The most popular tea in China these days is Iron Goddess of Mercy otherwise known as Tie Kwan Yin (铁观音) which is grown primarily in Anxi, Fujian. Everywhere I go in China I find people drinking Tie Kwan Yin. This is most commonly brewed in the Kongfu style tea set served in small sipping cups.
My personal favorite Oolong is Dan Cong (单丛) from Phoenix Mountain in Chaozhou. This is a very old tea which according to history records dates back to 900 years ago and was also an Imperial tribute tea during the Song dynasty.
Black Tea 红茶 goes through a similar processing to Green and Oolong teas but is allowed to oxidize more completely. The brewed liquor of a Black tea ranges between dark brown and deep red. Black teas often have the strongest flavor and, in some cases, greatest astringency. Westerners typically add sugar and milk to their black teas, but the Chinese frown upon this. Drink a quality loose leaf back tea straight and you will realize why the Chinese never need to add milk or sugar to their tea.
The most known black tea in China is Wuyishan’s Big Red Robe, known to the Chinese as Da Hong Pao (大红袍). This tea can get pretty expensive, but buyer beware, there is a lot of fake Da Hong Pao on the market. One of my favorites is Lapsang Souchong from Tong Mu Village of the Wu Yi Mountains. It has a honey like taste that is unforgettable. Every year I travel to Wuyishan to taste the fresh harvests of their black teas. Black teas are almost always brewed with boiling water served in the traditional Chinese tea cups.
Quick and Easy Practical Guide to Chinese Tea
Pu-Erh Tea. Photo: wondersoftea.com
Pu-Erh Tea’s 普洱茶 processing is similar to Green teas but then is allowed to undergo an entirely different process of fermentation over an extended period of time, sometimes many years. I have drunk over 60 year old Pu erh tea. Pu erh teas are usually pressed into dense cakes or other decorative shapes that you may have seen hanging in a variety of shops in China. Pu erh is known for its unusual status as the only aged, fermented tea and is treasured for its earthy, musty aroma and rich, smooth taste.
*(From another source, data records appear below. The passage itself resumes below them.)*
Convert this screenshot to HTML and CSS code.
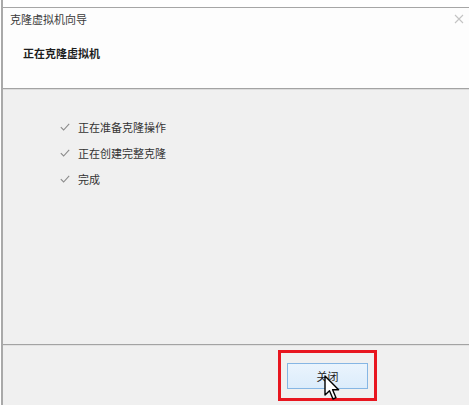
FILE: index.html
```html
<!DOCTYPE html>
<html lang="zh">
<head>
<meta charset="utf-8">
<title>克隆虚拟机向导</title>
<link rel="stylesheet" href="styles.css">
</head>
<body>
<div class="frame">
  <div class="dialog">
    <div class="titlebar">
      <span class="title">克隆虚拟机向导</span>
      <svg class="close" width="10" height="10" viewBox="0 0 10 10"><path d="M1 1L9 9M9 1L1 9" stroke="#c4c4c4" stroke-width="1.1" fill="none"/></svg>
    </div>
    <div class="header">
      <div class="heading">正在克隆虚拟机</div>
    </div>
    <div class="body">
      <ul class="steps">
        <li class="step"><svg class="check" width="10" height="8" viewBox="0 0 10 8"><path d="M0.8 4.2L3.6 7L9.2 0.8" stroke="#8a8a8a" stroke-width="1.1" fill="none"/></svg><span>正在准备克隆操作</span></li>
        <li class="step"><svg class="check" width="10" height="8" viewBox="0 0 10 8"><path d="M0.8 4.2L3.6 7L9.2 0.8" stroke="#8a8a8a" stroke-width="1.1" fill="none"/></svg><span>正在创建完整克隆</span></li>
        <li class="step"><svg class="check" width="10" height="8" viewBox="0 0 10 8"><path d="M0.8 4.2L3.6 7L9.2 0.8" stroke="#8a8a8a" stroke-width="1.1" fill="none"/></svg><span>完成</span></li>
      </ul>
    </div>
    <div class="footer">
      <button class="btn">关闭</button>
    </div>
  </div>
  <div class="highlight"></div>
  <svg class="cursor" width="17" height="27" viewBox="0 0 17 27"><path d="M1 1L1 20L5.5 15.8L9 24L12 22.7L8.6 14.7L14.6 14.7Z" fill="#fff" stroke="#000" stroke-width="1.4" stroke-linejoin="round"/></svg>
</div>
</body>
</html>
```
FILE: styles.css
```css
html, body {
  margin: 0;
  padding: 0;
  background: #ffffff;
}
body {
  font-family: "Noto Sans CJK SC", "Noto Sans", sans-serif;
  width: 469px;
  height: 405px;
  overflow: hidden;
}
.frame {
  position: relative;
  margin-left: 1px;
  height: 405px;
  border-left: 2px solid #a9a9a9;
  padding-top: 7px;
  box-sizing: border-box;
}
.dialog {
  border-top: 1px solid #a6a6a6;
  display: flex;
  flex-direction: column;
  height: 397px;
}
.titlebar {
  height: 22px;
  display: flex;
  align-items: center;
  padding: 0 5px 0 7px;
  background: #fdfdfd;
}
.title {
  font-size: 11px;
  color: #3a3a3a;
  line-height: 16px;
}
.close {
  margin-left: auto;
}
.header {
  background: #fdfdfd;
  height: 59px;
  box-sizing: border-box;
  padding: 15px 0 0 20px;
  border-bottom: 1px solid #a3a3a3;
}
.heading {
  font-size: 11px;
  font-weight: bold;
  color: #1e1e1e;
  line-height: 16px;
}
.body {
  flex: 1;
  background: #f0f0f0;
  border-top: 1px solid #dcdcdc;
  border-bottom: 1px solid #a3a3a3;
}
.steps {
  list-style: none;
  margin: 0;
  padding: 24px 0 0 57px;
}
.step {
  display: flex;
  align-items: center;
  height: 26px;
  font-size: 11px;
  color: #333333;
}
.check {
  margin-right: 8px;
}
.footer {
  height: 60px;
  box-sizing: border-box;
  background: #f0f0f0;
  border-top: 1px solid #e2e2e2;
  display: flex;
  justify-content: flex-end;
  align-items: flex-start;
  padding: 17px 101px 0 0;
}
.btn {
  width: 81px;
  height: 26px;
  border: 1px solid #86b6e4;
  background: linear-gradient(#eaf4fd, #dcecfb);
  font-family: inherit;
  font-size: 11px;
  color: #222;
  padding: 0;
}
.highlight {
  position: absolute;
  left: 275px;
  top: 350px;
  width: 99px;
  height: 51px;
  border: 3px solid #e8161f;
  box-sizing: border-box;
}
.cursor {
  position: absolute;
  left: 321px;
  top: 375px;
}
```
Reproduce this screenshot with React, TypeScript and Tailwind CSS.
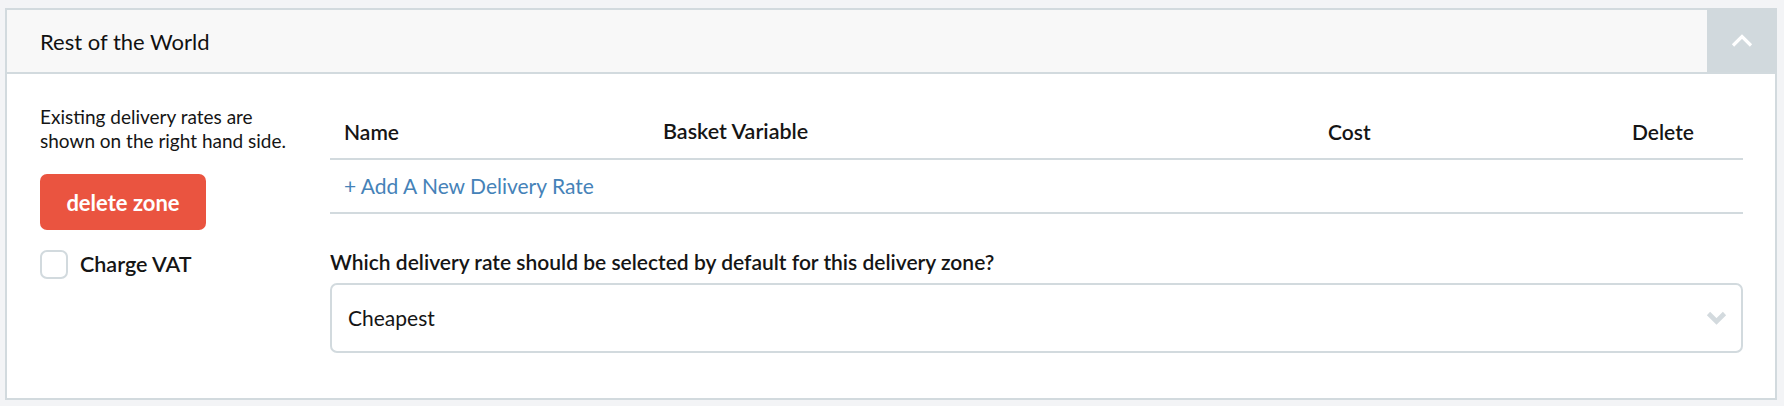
const font = { fontFamily: 'Lato, "Open Sans", Arial, sans-serif' };

function ChevronUp() {
  return (
    <svg width="22" height="13" viewBox="0 0 22 13" fill="none">
      <path d="M2 11.5 L11 2.5 L20 11.5" stroke="#ffffff" strokeWidth="3.2" />
    </svg>
  );
}

function ChevronDown() {
  return (
    <svg width="21" height="14" viewBox="0 0 21 14" fill="none">
      <path d="M2.5 2.5 L10.5 10.5 L18.5 2.5" stroke="#d3dade" strokeWidth="4.6" />
    </svg>
  );
}

export default function App() {
  return (
    <div className="min-h-[406px] bg-[#f3f4f6] pt-[8px] pl-[5px] pr-[7px] pb-[6px]" style={font}>
      <div className="border-2 border-[#d2dade] bg-white">
        <div className="flex h-[64px] border-b-2 border-[#d2dade] bg-[#f8f8f8]">
          <div className="flex flex-1 items-center pl-[33px] text-[22px] text-[#111111]">
            Rest of the World
          </div>
          <div className="-mr-[2px] -mt-[2px] flex w-[70px] items-center justify-center bg-[#d1d9dd]">
            <ChevronUp />
          </div>
        </div>

        <div className="flex pl-[33px] pr-[32px] pt-[31px] pb-[45px]">
          <div className="w-[290px] shrink-0">
            <p className="text-[19px] leading-[24px] text-[#151515]">
              Existing delivery rates are
              <br />
              shown on the right hand side.
            </p>
            <button className="mt-[21px] flex h-[56px] w-[166px] items-center justify-center rounded-[7px] bg-[#ea5440] text-[22px] font-bold text-white">
              delete zone
            </button>
            <label className="mt-[18px] flex items-center gap-[12px]">
              <span className="h-[29px] w-[28px] rounded-[7px] border-2 border-[#d2dade] bg-white" />
              <span className="text-[21.5px] font-semibold text-[#151515]">Charge VAT</span>
            </label>
          </div>

          <div className="flex-1">
            <div className="grid h-[55px] grid-cols-[319px_665px_304px_1fr] items-center border-b-2 border-[#d2dade] text-[21px] font-semibold text-[#151515]">
              <div className="pl-[14px]">Name</div>
              <div className="pl-[14px] text-[21.5px]">Basket Variable</div>
              <div className="pl-[14px]">Cost</div>
              <div className="pl-[14px]">Delete</div>
            </div>
            <div className="flex h-[54px] items-center border-b-2 border-[#d2dade] pl-[14px]">
              <a className="text-[21px] text-[#4582b8]">+ Add A New Delivery Rate</a>
            </div>
            <div className="mt-[35px] text-[21px] leading-[26px] font-semibold text-[#151515]">
              Which delivery rate should be selected by default for this delivery zone?
            </div>
            <div className="mt-[8px] flex h-[70px] items-center justify-between rounded-[7px] border-2 border-[#d2dade] pl-[16px] pr-[14px]">
              <span className="text-[21px] text-[#151515]">Cheapest</span>
              <ChevronDown />
            </div>
          </div>
        </div>
      </div>
    </div>
  );
}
Many people in China drink Pu erh to soothe their stomach. I personally drink a wild purple bud Pu- erh from Yunnan which has been shown in recent studies to reduce radiation in the body from things like using cell phones and computers too much. There are many Pu erh teas available so first smell it to tell if it is good or bad. If it smells like a moldy sock don’t drink it. Since most good Pu erh is aged you want to wash the leaves 2-3 times before drinking. Pu erh tea is best brewed with boiling water. It is best brewed in a clay tea pot which retains the heat and can literally bake the tea. Pu erhs can be brewed anywhere from 8-15 times, where I have seen some wild Pu erhs brewed up to 40 times!
Brew times for most teas depend on how big your tea pot is and how much tea you put into the pot. If you go to a local tea shop (there are plenty everywhere in China), the store clerk is almost always happy to let you try their many teas for no charge and also teach you how to brew each tea. I find this experience always a fun way to try new teas, learn something new, and meet the people as tea is regarded as a social thing in China.
If you are looking to improve your health, understand more about Chinese culture, make new local friends, or find a healthy social alternative to drinking alcohol, I am sure you will find the tea culture a rewarding experience.